Seven is a particularly useless number, you are absolutely correct. Have I mentioned that Thursday is a useless day, too? It has all the feel of the Friday without the bonus of being followed by Saturday.

Also, I guess I should mention that in a lot of cases, it’s simpler to work with the complex numbers, because they’re algebraically closed–i.e., any polynomial with complex coefficients has a complex root (the so-called fundamental theorem of algebra). Contrast this with the reals, where x[sup]2[/sup] + 1 has no real roots, even though all of its coefficients are real.

Imaginary numbers are definitely “real” in electronics. Impedance is of the form a+bi which is the form of all complex numbers. It is often evaluated as the norm and direction of this vector which is given in (usually) magnitude + angle (implying quandrant of the cartesian plane). So it is as real as vectors are. Not much else to say there.

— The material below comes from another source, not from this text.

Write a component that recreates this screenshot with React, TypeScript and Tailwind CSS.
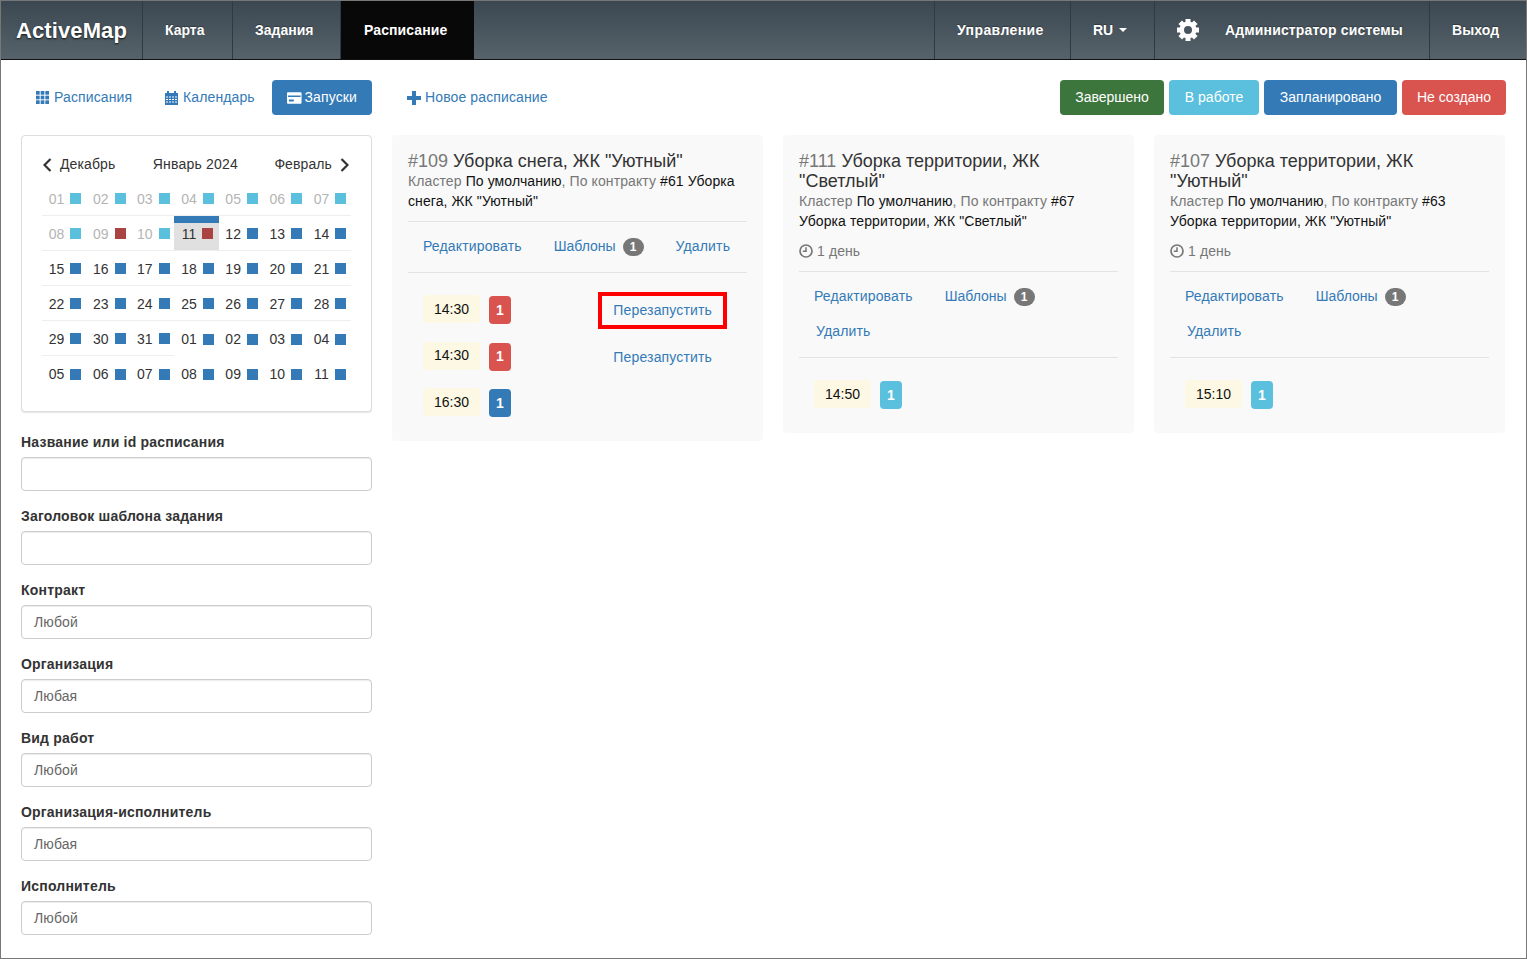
import type { ReactNode } from "react";

type Status = "light" | "blue" | "red";

const squareColor: Record<Status, string> = {
  light: "bg-[#5bc0de]",
  blue: "bg-[#337ab7]",
  red: "bg-[#a94442]",
};

type Day = { label: string; muted?: boolean; status: Status; noLine?: boolean; today?: boolean };

const days: Day[] = [
  ...["01", "02", "03", "04", "05", "06", "07", "08"].map((label) => ({ label, muted: true, status: "light" as Status })),
  { label: "09", muted: true, status: "red" },
  { label: "10", muted: true, status: "light" },
  { label: "11", status: "red", today: true },
  ...["12", "13", "14", "15", "16", "17", "18", "19", "20", "21", "22", "23", "24", "25", "26", "27", "28", "29", "30", "31"].map((label) => ({
    label,
    status: "blue" as Status,
  })),
  ...["01", "02", "03", "04"].map((label) => ({ label, status: "blue" as Status, noLine: true })),
  ...["05", "06", "07", "08", "09", "10", "11"].map((label) => ({ label, status: "blue" as Status, noLine: true })),
];

const NavItem = ({ children, active, className = "" }: { children: ReactNode; active?: boolean; className?: string }) => (
  <a
    className={`flex h-full items-center text-[14px] font-bold text-white [text-shadow:0_-1px_1px_rgba(0,0,0,0.35)] ${
      active ? "bg-[#080808] pl-[23px]" : "border-r border-[#2f3b43] pl-[22px]"
    } ${className}`}
  >
    {children}
  </a>
);

/* icons */
const GridIcon = () => (
  <svg width="13" height="13" viewBox="0 0 13 13" className="fill-current">
    {[0, 4.67, 9.33].map((y) =>
      [0, 4.67, 9.33].map((x) => <rect key={`${x}-${y}`} x={x} y={y} width="3.67" height="3.67" />),
    )}
  </svg>
);

const CalendarIcon = () => (
  <svg width="13" height="14" viewBox="0 0 13 14" className="fill-current">
    <path
      fillRule="evenodd"
      d="M2 0h2v2h5V0h2v2h2v12H0V2h2zM1 5.500v1h2v-1zM4 5.500v1h2v-1zM7 5.500v1h2v-1zM10 5.500v1h2v-1zM1 8v1h2V8zM4 8v1h2V8zM7 8v1h2V8zM10 8v1h2V8zM1 10.500v1h2v-1zM4 10.500v1h2v-1zM7 10.500v1h2v-1zM10 10.500v1h2v-1z"
    />
  </svg>
);

const CardIcon = () => (
  <svg width="15" height="12" viewBox="0 0 15 12" className="fill-current">
    <path fillRule="evenodd" d="M1 0h13a1 1 0 0 1 1 1v10a1 1 0 0 1-1 1H1a1 1 0 0 1-1-1V1a1 1 0 0 1 1-1zM1 3.500v1.500h13V3.500zM2 7.500V9.500h5V7.500z" />
  </svg>
);

const PlusIcon = () => (
  <svg width="14" height="14" viewBox="0 0 14 14" className="fill-current">
    <path d="M5 0h4v5h5v4H9v5H5V9H0V5h5z" />
  </svg>
);

const ClockIcon = () => (
  <svg width="14" height="14" viewBox="0 0 14 14" fill="none" className="stroke-current">
    <circle cx="7" cy="7" r="6" strokeWidth="1.700" />
    <path d="M7 3.200V7.300H3.800" strokeWidth="1.500" />
  </svg>
);

const Chevron = ({ right }: { right?: boolean }) => (
  <svg width="9" height="14" viewBox="0 0 9 14" fill="none" className="stroke-current">
    <path d={right ? "M1.500 1l6 6-6 6" : "M7.500 1l-6 6 6 6"} strokeWidth="2.200" />
  </svg>
);

const GearIcon = () => (
  <svg width="22" height="22" viewBox="-11 -11 22 22" className="fill-white stroke-white">
    <circle r="6.250" fill="none" strokeWidth="4.500" />
    {[0, 45, 90, 135, 180, 225, 270, 315].map((a) => (
      <rect key={a} x="-2.500" y="-11" width="5" height="4" stroke="none" transform={`rotate(${a})`} />
    ))}
  </svg>
);

const Pill = ({ children, active, className = "" }: { children: ReactNode; active?: boolean; className?: string }) => (
  <a
    className={`flex h-[35px] items-center rounded px-[15px] text-[14px] tracking-[0.12px] ${active ? "bg-[#337ab7] text-white" : "text-[#337ab7]"} ${className}`}
  >
    {children}
  </a>
);

const StatusButton = ({ label, className }: { label: string; className: string }) => (
  <button className={`flex h-[35px] items-center justify-center rounded text-[14px] text-white ${className}`}>{label}</button>
);

const Calendar = () => (
  <div className="rounded border border-[#ddd] bg-white p-5 shadow-[0_1px_1px_rgba(0,0,0,0.1)]">
    <div className="-mt-[4px] mb-[4px] flex h-[25px] items-center justify-between text-[14px] leading-[17px] text-[#333]">
      <span className="flex items-center gap-[8px] pl-[1px] tracking-[0.1px]">
        <Chevron /> Декабрь
      </span>
      <span className="pl-[1px] tracking-[0.2px]">Январь 2024</span>
      <span className="flex items-center gap-[8px] pr-[2px] tracking-[0.1px]">
        Февраль <Chevron right />
      </span>
    </div>
    <div className="grid grid-cols-7">
      {days.map((d, i) => (
        <div key={i} className={`relative h-[35px] ${d.noLine ? "" : "border-b border-[#eee]"} ${d.today ? "bg-[#e0e0e0]" : ""}`}>
          {d.today && <div className="absolute inset-x-0 top-0 h-[7px] bg-[#337ab7]" />}
          <div className="flex h-full items-center justify-center gap-[6px] pt-[2px] pl-[2px]">
            <span className={`text-[14px] ${d.muted ? "text-[#b4b4b4]" : "text-[#333]"}`}>{d.label}</span>
            <span className={`mb-[1px] h-[11px] w-[11px] ${squareColor[d.status]}`} />
          </div>
        </div>
      ))}
    </div>
  </div>
);

const Field = ({ label, value }: { label: string; value?: string }) => (
  <div className="mb-[15px]">
    <div className="mb-[5px] text-[14px] leading-[20px] font-bold tracking-[0.2px] text-[#333]">{label}</div>
    <div className="flex h-[34px] items-center rounded border border-[#ccc] bg-white px-3 text-[14px] tracking-[0.1px] text-[#666] shadow-[inset_0_1px_1px_rgba(0,0,0,0.075)]">
      {value}
    </div>
  </div>
);

const Badge = () => (
  <span className="flex h-[18px] w-[21px] items-center justify-center rounded-full bg-[#777] text-[12px] font-bold text-white">1</span>
);

type Run = { time: string; color: string; restart?: boolean; marked?: boolean };

type Schedule = {
  id: string;
  title: string;
  cluster: string;
  contract: string;
  contractName: string;
  duration?: string;
  runs: Run[];
};

const schedules: Schedule[] = [
  {
    id: "#109",
    title: 'Уборка снега, ЖК "Уютный"',
    cluster: "По умолчанию",
    contract: "#61",
    contractName: 'Уборка снега, ЖК "Уютный"',
    runs: [
      { time: "14:30", color: "bg-[#d9534f]", restart: true, marked: true },
      { time: "14:30", color: "bg-[#d9534f]", restart: true },
      { time: "16:30", color: "bg-[#337ab7]" },
    ],
  },
  {
    id: "#111",
    title: 'Уборка территории, ЖК "Светлый"',
    cluster: "По умолчанию",
    contract: "#67",
    contractName: 'Уборка территории, ЖК "Светлый"',
    duration: "1 день",
    runs: [{ time: "14:50", color: "bg-[#5bc0de]" }],
  },
  {
    id: "#107",
    title: 'Уборка территории, ЖК "Уютный"',
    cluster: "По умолчанию",
    contract: "#63",
    contractName: 'Уборка территории, ЖК "Уютный"',
    duration: "1 день",
    runs: [{ time: "15:10", color: "bg-[#5bc0de]" }],
  },
];

const ScheduleCard = ({ item }: { item: Schedule }) => (
  <div className="w-[351px] rounded bg-[#f9f9f9] px-4 pt-4 pb-[25px] first:w-[371px]">
    <div className="text-[18px] leading-[20px] text-[#333]">
      <span className="text-[#777]">{item.id}</span> {item.title}
    </div>
    <div className="text-[14px] leading-[20px] tracking-[0.1px] text-[#111]">
      <span className="text-[#777]">Кластер</span> {item.cluster}
      <span className="text-[#777]">, По контракту</span> {item.contract} {item.contractName}
    </div>
    {item.duration && (
      <div className="mt-[10px] flex h-[20px] items-center gap-[4px] text-[14px] tracking-[0.1px] text-[#777]">
        <ClockIcon /> {item.duration}
      </div>
    )}
    <div className="mt-[10px] border-y border-[#e3e3e3] pt-[7px] pb-[8px]">
      <div className="flex flex-wrap text-[14px] text-[#337ab7]">
        <a className="flex h-[35px] items-center px-[15px] tracking-[0.15px]">Редактировать</a>
        <a className="ml-[2px] flex h-[35px] items-center gap-[7px] px-[15px]">
          Шаблоны <Badge />
        </a>
        <a className="ml-[2px] flex h-[35px] items-center px-[15px] tracking-[0.15px]">Удалить</a>
      </div>
    </div>
    <div className="mt-[22px] flex flex-col gap-[18.500px] pl-[15px]">
      {item.runs.map((run, i) => (
        <div key={i} className="flex h-[28px] items-center">
          <span className="flex h-[28px] w-[57px] items-center justify-center rounded bg-[#fcf8e3] text-[14px] text-[#111]">
            {run.time}
          </span>
          <span className={`mt-[2px] ml-[9px] flex h-[28px] w-[22px] items-center justify-center rounded text-[14px] font-bold text-white ${run.color}`}>
            1
          </span>
          {run.restart && (
            <a className={`relative mr-[20px] ml-auto px-[15px] text-[14px] tracking-[0.15px] text-[#337ab7] ${run.marked ? "mt-[2px]" : "mt-[4px]"}`}>
              Перезапустить
              {run.marked && <span className="absolute inset-x-0 -inset-y-[8px] border-4 border-[#ff0000]" />}
            </a>
          )}
        </div>
      ))}
    </div>
  </div>
);

export default function App() {
  return (
    <div className="h-[959px] overflow-hidden border border-[#777] bg-white font-['Liberation_Sans',Arial,sans-serif]">
      <nav className="flex h-[59px] items-stretch border-b border-[#111] bg-gradient-to-b from-[#3c4851] to-[#56636b]">
        <a className="flex w-[142px] items-center border-r border-[#2f3b43] pl-[15px] text-[22px] font-bold tracking-[0.1px] text-white [text-shadow:0_1px_2px_rgba(0,0,0,0.8)]">
          ActiveMap
        </a>
        <NavItem className="w-[90px]">Карта</NavItem>
        <NavItem className="w-[108px]">Задания</NavItem>
        <NavItem active className="w-[133px] tracking-[0.1px]">
          Расписание
        </NavItem>
        <div className="flex-1 border-r border-[#2f3b43]" />
        <NavItem className="w-[136px] tracking-[0.4px]">Управление</NavItem>
        <NavItem className="w-[84px]">
          RU
          <span className="ml-[6px] h-0 w-0 border-x-4 border-t-4 border-x-transparent border-t-white" />
        </NavItem>
        <NavItem className="w-[275px] tracking-[0.15px]">
          <span className="mr-[26px]">
            <GearIcon />
          </span>
          Администратор системы
        </NavItem>
        <a className="flex w-[96px] items-center pl-[22px] text-[14px] font-bold tracking-[0.1px] text-white [text-shadow:0_-1px_1px_rgba(0,0,0,0.35)]">Выход</a>
      </nav>

      <div className="flex gap-5 px-5 pt-5">
        <aside className="w-[351px] shrink-0">
          <div className="mb-5 flex h-[35px] gap-[2px]">
            <Pill className="w-[127px] gap-[5px]">
              <GridIcon /> Расписания
            </Pill>
            <Pill className="w-[120px] gap-[5px]">
              <CalendarIcon /> Календарь
            </Pill>
            <Pill active className="w-[100px] gap-[3px]">
              <CardIcon /> Запуски
            </Pill>
          </div>
          <Calendar />
          <div className="mt-5">
            <Field label="Название или id расписания" />
            <Field label="Заголовок шаблона задания" />
            <Field label="Контракт" value="Любой" />
            <Field label="Организация" value="Любая" />
            <Field label="Вид работ" value="Любой" />
            <Field label="Организация-исполнитель" value="Любая" />
            <Field label="Исполнитель" value="Любой" />
          </div>
        </aside>

        <main className="min-w-0 flex-1">
          <div className="mb-5 flex h-[35px] items-center justify-between">
            <Pill className="gap-[4px]">
              <PlusIcon /> Новое расписание
            </Pill>
            <div className="flex gap-[5px]">
              <StatusButton label="Завершено" className="w-[104px] bg-[#3c763d]" />
              <StatusButton label="В работе" className="w-[90px] bg-[#5bc0de]" />
              <StatusButton label="Запланировано" className="w-[133px] bg-[#337ab7]" />
              <StatusButton label="Не создано" className="w-[104px] bg-[#d9534f]" />
            </div>
          </div>
          <div className="flex items-start gap-5">
            {schedules.map((s) => (
              <ScheduleCard key={s.id} item={s} />
            ))}
          </div>
        </main>
      </div>
    </div>
  );
}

Regarding the imaginary time hypothesis, I think this may be more mainstream than it seems, although I don’t know exactly what Hawking is talking about. Very often in Special Relativity it is useful to speak of things like:

x[sup]2[/sup] + y[sup]2[/sup] + z[sup]2[/sup] - t[sup]2[/sup]

See? The spatial dimensions squared have positive sign, and the time dimension squared has negative sign. If we think of time as imaginary to begin with, then this seems more natural.

eris, technically, you can do impedance without appealing to imaginary numbers. I don’t know WHY one would want to do such a thing, but it is possible. The norm and the argument are both real numbers, the imaginary part comes in when getting together a relation between the two. Technically, this relation can be acheived without appealing to the square-root of negative one, but it’s a whole lot simpler if you do.

I’d have to say that imaginary numbers do have physical significance, though they are never something which is directly measurable (only mathematically implied through manipulations of real numbers), but for things to have physical significance they do NOT have to be measurable.

To make a horrendous analogy, pi is not technically “measurable” (as you can never get it exactly right), but it DEFINITELY has physical importance.